Tu sabes que eu soffro m[ui]to; e a linguagem da dôr suprema é o silencio. Não creias nas angustias que os poetas te contam. Não creias nas m[inh]as que eu também não creio nas tuas.
Na minha vida, não é esta a primeira vez que tento embalde arrancar do coração um poema de lagrimas. Como Job, o typo sublime da mortificação, eu, quando soffro, interrogo Deus audaciosam[en]te, pesso-lhe a causa das m[inh]as turturas; mas pesso-lha gemendo e chorando no intimo silencio de abatimento moral.
E não posso – a um amigo como tu, a um anjo de consolações como tens sido p[a]ra mim – não posso, Barbosa, revelar o inferno, q[eu] sinto aqui neste coração fadado para o infinito dos supplicios.
Recolhi-me á solidão do meu quarto, quando me convidavas para uma reunião d'amigos teus, que deviam distrahir-me da prostração profunda em q[eu] me deixaste. Não podiam conseguil-o. Eu sei q[eu] é estéril a palavra do homem, e impotente a consolação do amigo.

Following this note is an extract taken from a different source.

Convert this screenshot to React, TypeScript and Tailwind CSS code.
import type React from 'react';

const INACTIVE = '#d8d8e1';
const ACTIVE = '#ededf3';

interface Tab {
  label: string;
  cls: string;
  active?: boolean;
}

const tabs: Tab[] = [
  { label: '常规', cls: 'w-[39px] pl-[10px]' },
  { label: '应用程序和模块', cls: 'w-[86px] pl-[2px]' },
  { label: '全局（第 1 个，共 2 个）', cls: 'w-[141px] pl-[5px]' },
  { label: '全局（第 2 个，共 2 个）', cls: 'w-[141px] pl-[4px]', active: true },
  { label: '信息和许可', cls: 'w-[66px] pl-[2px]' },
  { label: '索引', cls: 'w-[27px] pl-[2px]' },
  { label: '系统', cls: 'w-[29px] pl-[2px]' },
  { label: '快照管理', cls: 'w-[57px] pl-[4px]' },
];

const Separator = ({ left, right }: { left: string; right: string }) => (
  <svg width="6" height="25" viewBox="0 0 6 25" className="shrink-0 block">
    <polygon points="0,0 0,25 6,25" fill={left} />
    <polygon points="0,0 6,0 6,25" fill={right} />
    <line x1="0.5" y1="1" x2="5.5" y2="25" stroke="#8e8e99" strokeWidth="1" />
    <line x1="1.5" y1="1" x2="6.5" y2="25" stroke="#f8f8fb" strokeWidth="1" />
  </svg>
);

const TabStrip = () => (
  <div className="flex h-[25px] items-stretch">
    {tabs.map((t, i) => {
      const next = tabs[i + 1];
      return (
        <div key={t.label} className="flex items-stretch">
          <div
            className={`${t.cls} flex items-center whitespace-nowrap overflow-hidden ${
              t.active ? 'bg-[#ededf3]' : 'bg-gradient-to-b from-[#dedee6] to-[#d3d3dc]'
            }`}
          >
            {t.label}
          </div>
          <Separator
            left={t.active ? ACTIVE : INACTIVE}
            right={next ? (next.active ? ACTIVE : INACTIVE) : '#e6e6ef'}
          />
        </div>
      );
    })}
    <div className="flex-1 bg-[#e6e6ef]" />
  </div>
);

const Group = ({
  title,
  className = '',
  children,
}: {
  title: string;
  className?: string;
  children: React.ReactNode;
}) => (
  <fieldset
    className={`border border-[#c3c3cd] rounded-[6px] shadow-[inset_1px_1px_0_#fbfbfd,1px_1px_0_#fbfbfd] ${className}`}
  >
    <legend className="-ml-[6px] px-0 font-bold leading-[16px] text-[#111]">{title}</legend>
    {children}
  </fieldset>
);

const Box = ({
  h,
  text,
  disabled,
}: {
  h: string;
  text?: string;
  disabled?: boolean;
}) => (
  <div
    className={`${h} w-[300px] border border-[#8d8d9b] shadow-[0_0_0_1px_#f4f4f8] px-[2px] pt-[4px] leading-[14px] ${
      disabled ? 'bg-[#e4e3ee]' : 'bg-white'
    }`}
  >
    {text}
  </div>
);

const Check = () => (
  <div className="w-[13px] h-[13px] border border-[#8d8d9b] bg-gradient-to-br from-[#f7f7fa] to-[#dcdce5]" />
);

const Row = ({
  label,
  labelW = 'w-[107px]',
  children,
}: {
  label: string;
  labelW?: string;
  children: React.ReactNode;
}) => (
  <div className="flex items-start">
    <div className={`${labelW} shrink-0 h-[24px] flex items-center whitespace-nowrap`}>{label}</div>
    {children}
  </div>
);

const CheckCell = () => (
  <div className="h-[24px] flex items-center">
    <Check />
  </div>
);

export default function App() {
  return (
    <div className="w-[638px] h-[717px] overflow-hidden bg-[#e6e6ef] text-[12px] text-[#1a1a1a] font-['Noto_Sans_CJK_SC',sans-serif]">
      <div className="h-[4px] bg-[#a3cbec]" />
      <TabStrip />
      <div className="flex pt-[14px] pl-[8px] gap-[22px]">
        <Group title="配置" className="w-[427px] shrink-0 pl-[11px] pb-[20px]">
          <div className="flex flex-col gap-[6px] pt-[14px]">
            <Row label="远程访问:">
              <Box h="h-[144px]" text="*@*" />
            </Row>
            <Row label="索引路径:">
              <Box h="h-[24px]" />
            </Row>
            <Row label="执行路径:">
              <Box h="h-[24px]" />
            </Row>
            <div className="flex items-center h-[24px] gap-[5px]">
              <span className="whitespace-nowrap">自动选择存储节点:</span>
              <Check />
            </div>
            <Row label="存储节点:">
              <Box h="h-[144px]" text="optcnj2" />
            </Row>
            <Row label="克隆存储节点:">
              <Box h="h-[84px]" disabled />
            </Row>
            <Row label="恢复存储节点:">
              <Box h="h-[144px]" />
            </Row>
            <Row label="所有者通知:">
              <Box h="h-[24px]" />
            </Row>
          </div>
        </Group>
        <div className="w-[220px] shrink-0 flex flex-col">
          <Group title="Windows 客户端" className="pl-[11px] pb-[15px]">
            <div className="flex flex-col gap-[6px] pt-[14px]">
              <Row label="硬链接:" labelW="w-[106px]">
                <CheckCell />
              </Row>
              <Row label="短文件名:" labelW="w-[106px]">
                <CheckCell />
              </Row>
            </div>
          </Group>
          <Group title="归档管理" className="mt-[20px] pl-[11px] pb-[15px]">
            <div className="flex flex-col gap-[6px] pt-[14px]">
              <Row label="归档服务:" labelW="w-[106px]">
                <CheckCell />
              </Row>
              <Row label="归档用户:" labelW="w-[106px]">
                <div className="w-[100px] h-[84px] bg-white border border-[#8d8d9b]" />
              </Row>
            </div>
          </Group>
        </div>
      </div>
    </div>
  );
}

Aquellas  Lamentaçoens  dos anjos do claustro – aquellas elegias choradas no tumulo de Christo – aquellas vozes moduladas por labios que nunca tocaram o fel da taça mundana, accordaram-me no espirito um desejo de abandonar o corpo, um sabor anticipado da morte, um enojo de mim próprio, que nunca eu saberei explicar. E, desde esse momento, sinto-me m[ai]s infeliz que nunca...
 Barbosa! Deixa-me escrever-te uma profecia no teu album: – Irás abraçar, um dia, um monge á portaria do Claustro, e não poderás dar-lhe o nome, que lhe deste, no mundo, quando lhe chamavas

 Camillo Castello-Branco

       5.ª feira da Semana sancta –
                 Vianna – 1853 »


Notas finais
1) Nas transcrições, foi respeitada a (orto)grafia das edições consultadas.

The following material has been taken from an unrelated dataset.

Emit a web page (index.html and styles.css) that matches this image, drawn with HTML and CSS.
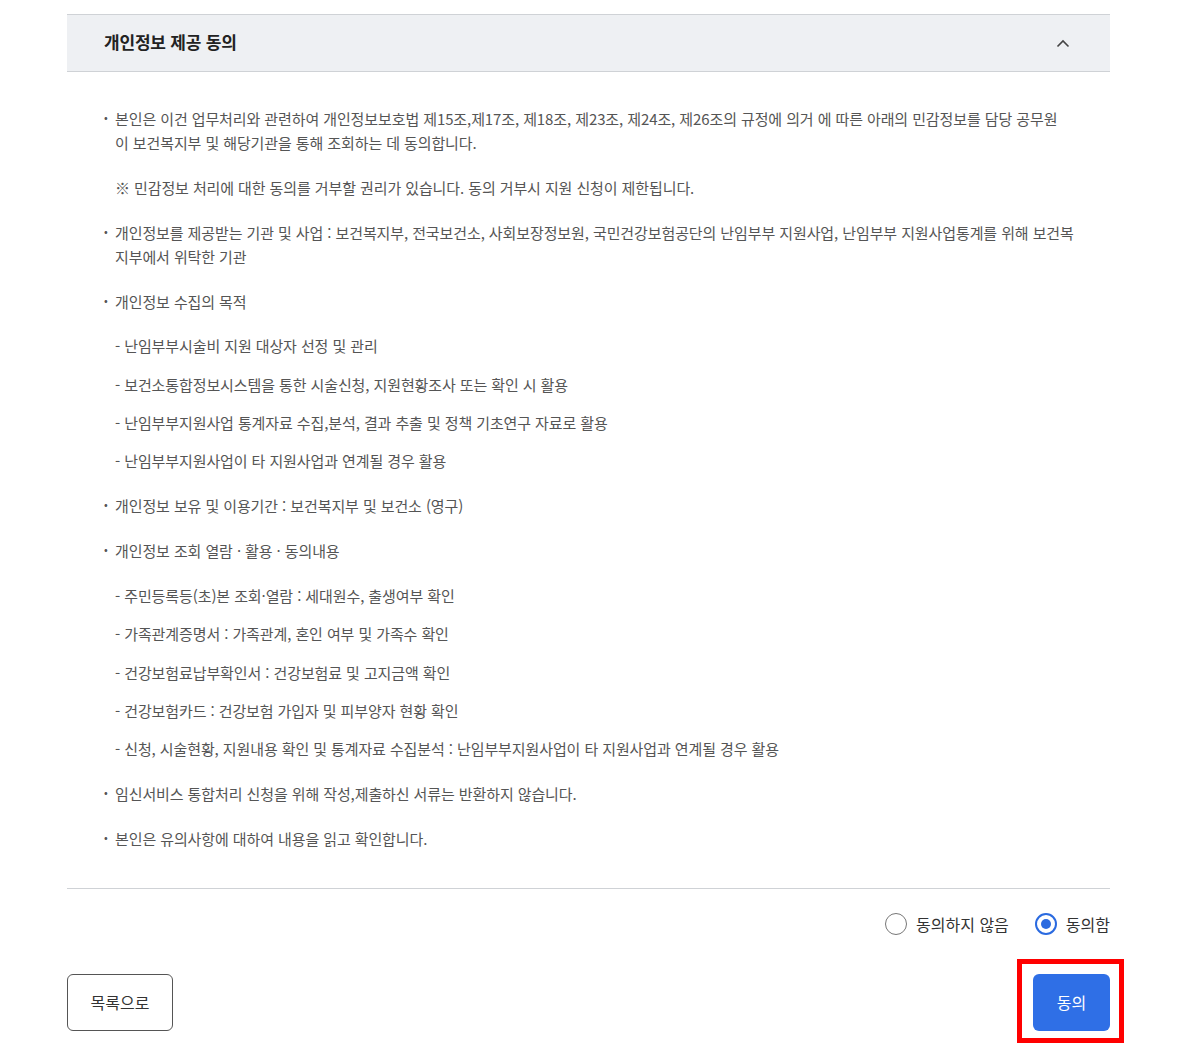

2) Em Vasconcelos, 1991 e 1999, os textos são ilustrados com fotografias de Camilo, dos irmãos Barbosa e Silva, Ana Plácido e Luís Xavier Barbosa, entre outras.

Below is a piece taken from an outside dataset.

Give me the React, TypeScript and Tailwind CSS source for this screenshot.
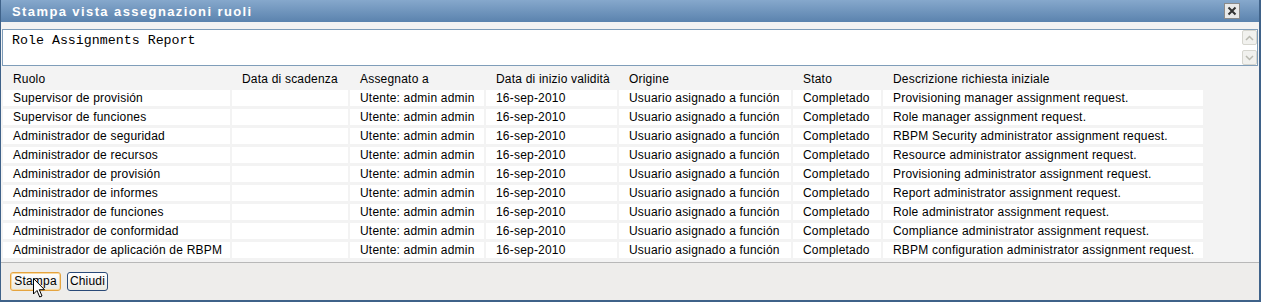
import React from "react";

const rows: string[][] = [
  ["Supervisor de provisión", "", "Utente: admin admin", "16-sep-2010", "Usuario asignado a función", "Completado", "Provisioning manager assignment request."],
  ["Supervisor de funciones", "", "Utente: admin admin", "16-sep-2010", "Usuario asignado a función", "Completado", "Role manager assignment request."],
  ["Administrador de seguridad", "", "Utente: admin admin", "16-sep-2010", "Usuario asignado a función", "Completado", "RBPM Security administrator assignment request."],
  ["Administrador de recursos", "", "Utente: admin admin", "16-sep-2010", "Usuario asignado a función", "Completado", "Resource administrator assignment request."],
  ["Administrador de provisión", "", "Utente: admin admin", "16-sep-2010", "Usuario asignado a función", "Completado", "Provisioning administrator assignment request."],
  ["Administrador de informes", "", "Utente: admin admin", "16-sep-2010", "Usuario asignado a función", "Completado", "Report administrator assignment request."],
  ["Administrador de funciones", "", "Utente: admin admin", "16-sep-2010", "Usuario asignado a función", "Completado", "Role administrator assignment request."],
  ["Administrador de conformidad", "", "Utente: admin admin", "16-sep-2010", "Usuario asignado a función", "Completado", "Compliance administrator assignment request."],
  ["Administrador de aplicación de RBPM", "", "Utente: admin admin", "16-sep-2010", "Usuario asignado a función", "Completado", "RBPM configuration administrator assignment request."],
];

const headers = ["Ruolo", "Data di scadenza", "Assegnato a", "Data di inizio validità", "Origine", "Stato", "Descrizione richiesta iniziale"];

export default function App() {
  return (
    <div className="relative w-[1261px] h-[302px] flex flex-col bg-[#f3f3f3] border-l border-r-2 border-b-2 border-[#3f6289] text-black" style={{ fontFamily: '"Liberation Sans", Arial, sans-serif' }}>
      {/* Title bar */}
      <div className="h-[22px] shrink-0 flex items-center justify-between pl-[11px] pr-[19px] bg-gradient-to-b from-[#86a8cc] to-[#5b83ae]">
        <span className="text-white font-bold text-[13px] tracking-[1.4px] leading-none">Stampa vista assegnazioni ruoli</span>
        <div className="w-[16px] h-[16px] bg-[#e9e9e9] border border-[#8a8a8a] flex items-center justify-center">
          <svg width="10" height="10" viewBox="0 0 10 10">
            <path d="M1.5 1.5 L8.5 8.5 M8.5 1.5 L1.5 8.5" stroke="#333" strokeWidth="2" />
          </svg>
        </div>
      </div>
      {/* band */}
      <div className="h-[7px] shrink-0" />
      {/* textarea */}
      <div className="h-[37px] shrink-0 ml-[1px] mr-[1px] bg-white border border-[#7f9db9] flex justify-between">
        <div className="pl-[9px] pt-[3px] text-[13.3px] leading-[16px]" style={{ fontFamily: '"Liberation Mono", "Courier New", monospace' }}>
          Role Assignments Report
        </div>
        <div className="w-[15px] flex flex-col justify-between">
          <div className="h-[15px] bg-[#f1f1ee] border border-[#d6d6cf] rounded-[2px] flex items-center justify-center">
            <svg width="9" height="6" viewBox="0 0 9 6"><path d="M1 5 L4.5 1.5 L8 5" stroke="#b9b9b0" strokeWidth="1.5" fill="none" /></svg>
          </div>
          <div className="h-[15px] bg-[#f1f1ee] border border-[#d6d6cf] rounded-[2px] flex items-center justify-center">
            <svg width="9" height="6" viewBox="0 0 9 6"><path d="M1 1 L4.5 4.5 L8 1" stroke="#b9b9b0" strokeWidth="1.5" fill="none" /></svg>
          </div>
        </div>
      </div>
      {/* table */}
      <div className="flex-1 pt-[5px] pl-[2px]">
        <div className="grid grid-cols-[227px_116px_134px_131px_172px_88px_320px] gap-x-[2px] gap-y-[3px] auto-rows-[16px] text-[12px] leading-[16px] tracking-[0.2px]">
          {headers.map((h) => (
            <div key={h} className="pl-[10px] whitespace-nowrap">{h}</div>
          ))}
          {rows.map((r, i) =>
            r.map((c, j) => (
              <div key={i + "-" + j} className="bg-white pl-[10px] whitespace-nowrap overflow-hidden">{c}</div>
            ))
          )}
        </div>
      </div>
      {/* footer */}
      <div className="h-[38px] shrink-0 border-t border-[#b8b8b8] bg-[#eeedeb] flex items-start gap-[6px] pl-[9px] pt-[9px]">
        <button className="w-[51px] h-[19px] rounded-[3px] border border-[#e5a43f] bg-gradient-to-b from-[#ffffff] to-[#e9e8e2] text-[12px] leading-[17px] text-black shadow-[inset_0_0_0_1px_#f8d9a0] tracking-[0.2px]">Stampa</button>
        <button className="w-[41px] h-[19px] rounded-[3px] border border-[#2a4a78] bg-gradient-to-b from-[#ffffff] to-[#e9e8e2] text-[12px] leading-[17px] text-black tracking-[0.2px]">Chiudi</button>
      </div>
      {/* cursor */}
      <svg className="absolute left-[32px] top-[278px]" width="13" height="21" viewBox="0 0 13 21">
        <path d="M0.5 0.5 L0.5 16 L4 12.5 L6.7 19 L9 18 L6.3 11.7 L11.5 11.7 Z" fill="#fff" stroke="#000" strokeWidth="1" strokeLinejoin="miter" />
      </svg>
    </div>
  );
}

3) O desenho do rosto de Luís Xavier Barbosa encontra-se em ARAÚJO, 1990: 27.

Leituras
ARAÚJO, José Rosa de, 1990: Queimei cartas de Camilo. Viana do Castelo. Câmara Municipal de Viana do Castelo. O título é frase atribuída a Luís Xavier Barbosa.
BARBOSA, Luís Xavier, 1919: Cem Cartas de Camilo. Lisboa: Portugal-Brasil Limitada, Sociedade Editora.
CABRAL, Alexandre, 1984: Correspondência de Camilo Castelo Branco com os Irmãos Barbosa e Silva (vol. I). Lisboa: Horizonte.
----------, 1984a: Correspondência de Camilo Castelo Branco com os Irmãos Barbosa e Silva e com Sebastião de Sousa (vol. II). Lisboa: Horizonte.
VASCONCELOS, Maria Emília Sena de, 1991: «Os Barbosa e Silva, de Viana, e Camilo». Cadernos Vianenses. Tomo XV. Viana do Castelo: Câmara Municipal de Viana do Castelo; pp. 111-127. Acessível também AQUI.
----------, 1999: «Velhos vultos de Viana». Cadernos Vianenses, Tomo XXV. Viana do Castelo: Câmara Municipal de Viana do Castelo; pp. 45-54. Acessível também AQUI.